Second, I think she's made the case for aid's failure more than adequately. The basic idea - that aid has not been properly overseen, that it's led to economic breakdown, and that it fosters corruption and civil war - well, it's hard to argue with her. I'll give a couple of examples:
- "President Mobutu is estimated to have looted Zaire to the tune of US $5 billion" (p. 48). That's a lot of money and it makes for a big motive for me to overthrow an aid country's government and install my own. And indeed, in the 90's Africa was the site of 19 significant armed conflicts; the rest of the world put together had 10 (p. 59). (Astute people will think of several other reasons for conflict in Africa, of course; but I think it's reasonable to say that a possible $5 billion profit sounds like another valid reason.)
- There's been a recent push for mosquito nets in Africa (p. 44), which is lovely but it resulted in thousands of mosquito nets flooding into Africa from abroad; local African mosquito net manufacturers promptly went out of business.
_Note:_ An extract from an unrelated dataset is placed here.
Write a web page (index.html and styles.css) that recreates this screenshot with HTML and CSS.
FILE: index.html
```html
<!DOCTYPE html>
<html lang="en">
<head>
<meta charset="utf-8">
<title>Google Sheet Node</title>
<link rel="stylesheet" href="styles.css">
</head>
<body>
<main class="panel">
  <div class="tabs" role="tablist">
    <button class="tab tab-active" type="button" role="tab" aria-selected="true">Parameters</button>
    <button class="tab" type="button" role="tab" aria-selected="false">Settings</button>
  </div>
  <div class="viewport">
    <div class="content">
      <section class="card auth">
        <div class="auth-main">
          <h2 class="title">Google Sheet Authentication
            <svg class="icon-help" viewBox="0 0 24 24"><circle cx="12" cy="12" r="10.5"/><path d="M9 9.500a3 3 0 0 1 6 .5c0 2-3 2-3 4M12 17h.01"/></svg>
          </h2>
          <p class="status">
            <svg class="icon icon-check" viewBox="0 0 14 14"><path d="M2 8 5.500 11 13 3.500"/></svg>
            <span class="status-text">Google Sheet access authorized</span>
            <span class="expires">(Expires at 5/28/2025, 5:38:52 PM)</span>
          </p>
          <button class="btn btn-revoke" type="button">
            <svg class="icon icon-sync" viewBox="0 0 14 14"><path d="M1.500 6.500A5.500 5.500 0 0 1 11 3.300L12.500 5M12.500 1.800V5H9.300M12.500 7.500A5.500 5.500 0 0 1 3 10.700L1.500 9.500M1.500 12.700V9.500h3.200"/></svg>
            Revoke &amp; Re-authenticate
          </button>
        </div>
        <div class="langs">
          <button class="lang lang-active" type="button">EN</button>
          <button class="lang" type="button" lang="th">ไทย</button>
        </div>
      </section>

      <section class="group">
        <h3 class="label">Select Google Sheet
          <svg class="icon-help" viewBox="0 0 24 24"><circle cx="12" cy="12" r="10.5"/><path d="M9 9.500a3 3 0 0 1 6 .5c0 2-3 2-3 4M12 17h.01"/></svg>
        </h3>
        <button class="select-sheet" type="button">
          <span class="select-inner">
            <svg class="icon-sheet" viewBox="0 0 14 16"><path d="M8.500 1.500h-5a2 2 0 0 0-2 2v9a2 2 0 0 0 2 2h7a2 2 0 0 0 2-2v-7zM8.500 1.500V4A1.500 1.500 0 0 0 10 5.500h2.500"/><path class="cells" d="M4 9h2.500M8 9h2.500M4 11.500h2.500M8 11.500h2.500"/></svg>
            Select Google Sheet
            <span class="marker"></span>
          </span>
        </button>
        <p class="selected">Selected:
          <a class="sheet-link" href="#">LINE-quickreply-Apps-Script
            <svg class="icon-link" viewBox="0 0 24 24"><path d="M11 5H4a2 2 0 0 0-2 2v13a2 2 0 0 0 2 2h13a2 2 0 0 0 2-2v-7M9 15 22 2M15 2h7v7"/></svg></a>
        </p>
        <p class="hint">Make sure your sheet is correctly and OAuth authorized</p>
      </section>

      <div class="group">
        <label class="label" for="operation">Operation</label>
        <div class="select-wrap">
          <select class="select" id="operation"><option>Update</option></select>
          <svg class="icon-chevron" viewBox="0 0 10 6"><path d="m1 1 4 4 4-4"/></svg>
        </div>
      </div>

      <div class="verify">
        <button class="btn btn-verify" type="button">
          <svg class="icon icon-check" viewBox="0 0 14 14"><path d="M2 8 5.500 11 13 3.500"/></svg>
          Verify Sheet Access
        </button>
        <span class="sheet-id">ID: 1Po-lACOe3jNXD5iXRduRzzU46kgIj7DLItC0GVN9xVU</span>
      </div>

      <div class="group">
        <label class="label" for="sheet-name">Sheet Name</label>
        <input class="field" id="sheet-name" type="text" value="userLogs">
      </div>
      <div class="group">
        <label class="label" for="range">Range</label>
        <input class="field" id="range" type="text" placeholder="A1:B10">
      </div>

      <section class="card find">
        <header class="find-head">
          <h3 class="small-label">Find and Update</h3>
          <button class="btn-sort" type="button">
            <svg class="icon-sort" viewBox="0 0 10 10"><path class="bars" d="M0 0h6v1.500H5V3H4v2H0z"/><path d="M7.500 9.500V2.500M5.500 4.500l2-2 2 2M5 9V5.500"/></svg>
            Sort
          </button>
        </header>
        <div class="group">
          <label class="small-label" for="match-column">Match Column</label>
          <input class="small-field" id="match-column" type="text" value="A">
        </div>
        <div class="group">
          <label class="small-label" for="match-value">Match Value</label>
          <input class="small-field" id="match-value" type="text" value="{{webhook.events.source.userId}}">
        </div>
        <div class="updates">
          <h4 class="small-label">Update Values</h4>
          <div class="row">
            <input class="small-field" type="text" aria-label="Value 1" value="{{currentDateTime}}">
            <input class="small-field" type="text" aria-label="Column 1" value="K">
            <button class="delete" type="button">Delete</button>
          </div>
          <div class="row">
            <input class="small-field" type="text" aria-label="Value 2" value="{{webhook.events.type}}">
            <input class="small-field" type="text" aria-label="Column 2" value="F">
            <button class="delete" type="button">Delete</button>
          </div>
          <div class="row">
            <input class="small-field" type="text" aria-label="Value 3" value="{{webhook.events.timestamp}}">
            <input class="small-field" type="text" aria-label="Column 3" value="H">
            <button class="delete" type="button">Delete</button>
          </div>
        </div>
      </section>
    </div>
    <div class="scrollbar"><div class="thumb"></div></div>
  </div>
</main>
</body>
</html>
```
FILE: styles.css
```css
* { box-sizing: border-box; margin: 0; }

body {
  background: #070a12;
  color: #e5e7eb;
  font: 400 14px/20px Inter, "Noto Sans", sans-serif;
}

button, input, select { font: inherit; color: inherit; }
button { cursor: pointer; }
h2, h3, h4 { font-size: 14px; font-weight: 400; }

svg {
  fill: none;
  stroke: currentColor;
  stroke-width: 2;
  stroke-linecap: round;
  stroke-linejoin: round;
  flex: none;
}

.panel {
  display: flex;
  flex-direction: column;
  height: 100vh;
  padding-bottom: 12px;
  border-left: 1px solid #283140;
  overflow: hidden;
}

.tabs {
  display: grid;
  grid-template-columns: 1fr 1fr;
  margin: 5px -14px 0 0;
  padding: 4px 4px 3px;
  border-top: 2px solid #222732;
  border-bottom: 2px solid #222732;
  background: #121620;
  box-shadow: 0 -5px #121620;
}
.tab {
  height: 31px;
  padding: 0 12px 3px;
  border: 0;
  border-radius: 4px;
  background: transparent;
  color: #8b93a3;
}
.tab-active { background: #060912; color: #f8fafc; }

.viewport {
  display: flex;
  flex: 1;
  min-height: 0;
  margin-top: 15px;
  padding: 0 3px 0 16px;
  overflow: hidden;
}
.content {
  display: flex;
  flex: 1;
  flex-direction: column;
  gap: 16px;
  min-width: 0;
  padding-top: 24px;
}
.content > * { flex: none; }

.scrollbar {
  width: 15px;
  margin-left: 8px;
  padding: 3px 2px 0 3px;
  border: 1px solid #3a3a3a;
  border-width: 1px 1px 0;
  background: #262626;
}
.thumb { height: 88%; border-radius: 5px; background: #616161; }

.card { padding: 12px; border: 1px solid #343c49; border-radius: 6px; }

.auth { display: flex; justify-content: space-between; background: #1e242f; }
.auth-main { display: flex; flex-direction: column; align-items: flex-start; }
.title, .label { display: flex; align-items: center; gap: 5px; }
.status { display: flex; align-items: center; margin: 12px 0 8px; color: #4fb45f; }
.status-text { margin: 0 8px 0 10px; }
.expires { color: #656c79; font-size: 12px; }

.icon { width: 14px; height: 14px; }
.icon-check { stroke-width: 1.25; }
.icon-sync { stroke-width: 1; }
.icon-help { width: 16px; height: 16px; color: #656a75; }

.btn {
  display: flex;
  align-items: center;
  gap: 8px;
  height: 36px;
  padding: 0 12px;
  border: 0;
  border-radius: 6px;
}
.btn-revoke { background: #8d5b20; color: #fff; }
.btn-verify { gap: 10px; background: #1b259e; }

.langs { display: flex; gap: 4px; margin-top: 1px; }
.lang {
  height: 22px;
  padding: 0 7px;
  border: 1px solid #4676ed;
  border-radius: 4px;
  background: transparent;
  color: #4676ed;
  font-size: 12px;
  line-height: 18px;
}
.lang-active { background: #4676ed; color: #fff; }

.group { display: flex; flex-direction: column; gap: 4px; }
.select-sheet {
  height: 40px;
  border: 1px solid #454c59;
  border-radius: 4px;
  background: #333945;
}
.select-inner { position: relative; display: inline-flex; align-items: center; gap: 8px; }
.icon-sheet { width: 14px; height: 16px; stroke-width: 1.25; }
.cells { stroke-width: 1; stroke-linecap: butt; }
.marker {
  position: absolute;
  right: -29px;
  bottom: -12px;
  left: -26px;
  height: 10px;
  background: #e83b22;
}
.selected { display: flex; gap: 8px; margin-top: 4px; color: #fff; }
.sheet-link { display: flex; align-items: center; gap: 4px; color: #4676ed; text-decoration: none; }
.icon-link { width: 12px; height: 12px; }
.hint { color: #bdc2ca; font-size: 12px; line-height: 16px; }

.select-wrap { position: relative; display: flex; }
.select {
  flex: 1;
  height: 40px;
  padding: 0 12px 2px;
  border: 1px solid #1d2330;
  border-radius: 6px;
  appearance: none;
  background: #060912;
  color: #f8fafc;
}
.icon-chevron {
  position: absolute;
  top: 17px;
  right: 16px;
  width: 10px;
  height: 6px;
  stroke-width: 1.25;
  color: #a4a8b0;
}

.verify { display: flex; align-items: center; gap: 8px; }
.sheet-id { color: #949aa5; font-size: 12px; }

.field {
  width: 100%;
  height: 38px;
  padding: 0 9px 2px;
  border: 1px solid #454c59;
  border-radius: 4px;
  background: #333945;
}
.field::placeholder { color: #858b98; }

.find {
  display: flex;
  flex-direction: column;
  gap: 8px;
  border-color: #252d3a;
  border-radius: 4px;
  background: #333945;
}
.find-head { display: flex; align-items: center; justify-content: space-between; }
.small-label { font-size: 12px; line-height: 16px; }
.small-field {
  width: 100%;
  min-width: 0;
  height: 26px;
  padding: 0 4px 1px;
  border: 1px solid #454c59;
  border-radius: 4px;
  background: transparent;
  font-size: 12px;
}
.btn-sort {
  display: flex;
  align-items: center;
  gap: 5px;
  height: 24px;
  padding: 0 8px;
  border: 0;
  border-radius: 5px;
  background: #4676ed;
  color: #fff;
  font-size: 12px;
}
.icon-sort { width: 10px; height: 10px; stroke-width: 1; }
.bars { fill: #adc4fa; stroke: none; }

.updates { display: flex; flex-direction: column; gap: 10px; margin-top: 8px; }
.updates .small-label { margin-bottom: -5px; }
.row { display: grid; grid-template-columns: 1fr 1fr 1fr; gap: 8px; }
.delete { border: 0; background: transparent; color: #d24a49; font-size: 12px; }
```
Sounds ridiculously dumb, right? That's an example; similar situations happen in other sectors of the African economy. The result is that local economy is crushed; a middle class can't grow; and aid-dependent countries are kept in a state of helpless childhood.
Moyo doesn't say why local manufacturers weren't used, and I wish she would; somewhere, someone has to have had that conversation and decided against it for one reason or another. Maybe it really was just hopeless stupidity; but maybe (I'm being generous) local manufacturers couldn't manage the volume we wanted for this push. In that case, we could have used our money to help those manufacturers expand their factories and buy new equipment to make more, cheaper mosquito nets themselves. With that infrastructure investment in other sectors as well as mosquito nets, maybe Africans end up having income they can use to buy their own mosquito nets.
The rough part there is it takes longer, and in the meantime people actually die of malaria, which makes us feel bad. But I think this is Moyo's point: the quick fix makes us feel good because look! African kid in a mosquito net, win! But in the long term people are worse off than they would have been if we'd never bought them any nets; because nets tear, and now there's nowhere to get new ones except by depending on charity.
I know she's about to praise the Chinese for just such long-term infrastructure investments, and I know from Marieke's Atlantic article that China's involvement may not be quite that simple, so I'm fully prepared to disagree with her eventually. And just because aid is busted now does not mean the solution is no aid; maybe the solution is better aid. So I'm not on Moyo's bandwagon yet. But her first point - that aid as it is now is doing more harm than good - seems solid so far.